Goal >> Transcribe the listing that follows in full, omitting pictures.

Recorded data >>
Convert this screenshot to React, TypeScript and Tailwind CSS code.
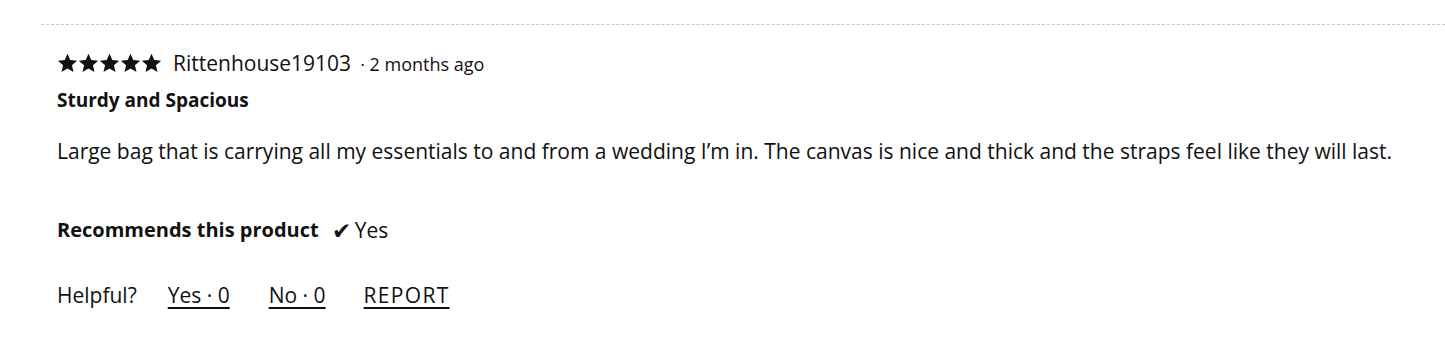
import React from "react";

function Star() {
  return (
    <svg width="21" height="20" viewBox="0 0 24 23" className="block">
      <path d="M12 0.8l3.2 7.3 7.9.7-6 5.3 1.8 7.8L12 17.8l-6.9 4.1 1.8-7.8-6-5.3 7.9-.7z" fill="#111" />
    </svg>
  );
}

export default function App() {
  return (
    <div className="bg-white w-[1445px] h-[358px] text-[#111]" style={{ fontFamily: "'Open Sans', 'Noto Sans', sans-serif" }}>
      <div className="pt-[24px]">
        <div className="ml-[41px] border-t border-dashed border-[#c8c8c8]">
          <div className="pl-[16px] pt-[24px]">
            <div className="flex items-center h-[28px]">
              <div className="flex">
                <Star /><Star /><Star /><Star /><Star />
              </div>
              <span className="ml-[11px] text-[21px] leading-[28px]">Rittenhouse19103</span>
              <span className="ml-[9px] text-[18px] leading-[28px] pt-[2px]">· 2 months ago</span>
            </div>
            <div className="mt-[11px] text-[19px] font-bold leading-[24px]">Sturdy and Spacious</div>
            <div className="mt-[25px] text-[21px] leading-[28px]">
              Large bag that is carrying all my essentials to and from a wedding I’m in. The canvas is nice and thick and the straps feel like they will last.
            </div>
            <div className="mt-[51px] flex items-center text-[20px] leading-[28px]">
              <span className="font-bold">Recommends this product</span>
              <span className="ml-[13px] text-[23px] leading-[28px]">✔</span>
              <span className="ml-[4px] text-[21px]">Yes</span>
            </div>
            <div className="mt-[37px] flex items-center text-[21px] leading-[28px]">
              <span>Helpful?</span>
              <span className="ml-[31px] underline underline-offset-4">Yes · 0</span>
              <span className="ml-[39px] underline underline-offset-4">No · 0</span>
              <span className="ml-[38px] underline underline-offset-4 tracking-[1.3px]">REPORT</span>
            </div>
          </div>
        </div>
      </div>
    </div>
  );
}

Expected answer >>
Convert this screenshot to React, TypeScript and Tailwind CSS code.
import React from "react";

function Star() {
  return (
    <svg width="21" height="20" viewBox="0 0 24 23" className="block">
      <path d="M12 0.8l3.2 7.3 7.9.7-6 5.3 1.8 7.8L12 17.8l-6.9 4.1 1.8-7.8-6-5.3 7.9-.7z" fill="#111" />
    </svg>
  );
}

export default function App() {
  return (
    <div className="bg-white w-[1445px] h-[358px] text-[#111]" style={{ fontFamily: "'Open Sans', 'Noto Sans', sans-serif" }}>
      <div className="pt-[24px]">
        <div className="ml-[41px] border-t border-dashed border-[#c8c8c8]">
          <div className="pl-[16px] pt-[24px]">
            <div className="flex items-center h-[28px]">
              <div className="flex">
                <Star /><Star /><Star /><Star /><Star />
              </div>
              <span className="ml-[11px] text-[21px] leading-[28px]">Rittenhouse19103</span>
              <span className="ml-[9px] text-[18px] leading-[28px] pt-[2px]">· 2 months ago</span>
            </div>
            <div className="mt-[11px] text-[19px] font-bold leading-[24px]">Sturdy and Spacious</div>
            <div className="mt-[25px] text-[21px] leading-[28px]">
              Large bag that is carrying all my essentials to and from a wedding I’m in. The canvas is nice and thick and the straps feel like they will last.
            </div>
            <div className="mt-[51px] flex items-center text-[20px] leading-[28px]">
              <span className="font-bold">Recommends this product</span>
              <span className="ml-[13px] text-[23px] leading-[28px]">✔</span>
              <span className="ml-[4px] text-[21px]">Yes</span>
            </div>
            <div className="mt-[37px] flex items-center text-[21px] leading-[28px]">
              <span>Helpful?</span>
              <span className="ml-[31px] underline underline-offset-4">Yes · 0</span>
              <span className="ml-[39px] underline underline-offset-4">No · 0</span>
              <span className="ml-[38px] underline underline-offset-4 tracking-[1.3px]">REPORT</span>
            </div>
          </div>
        </div>
      </div>
    </div>
  );
}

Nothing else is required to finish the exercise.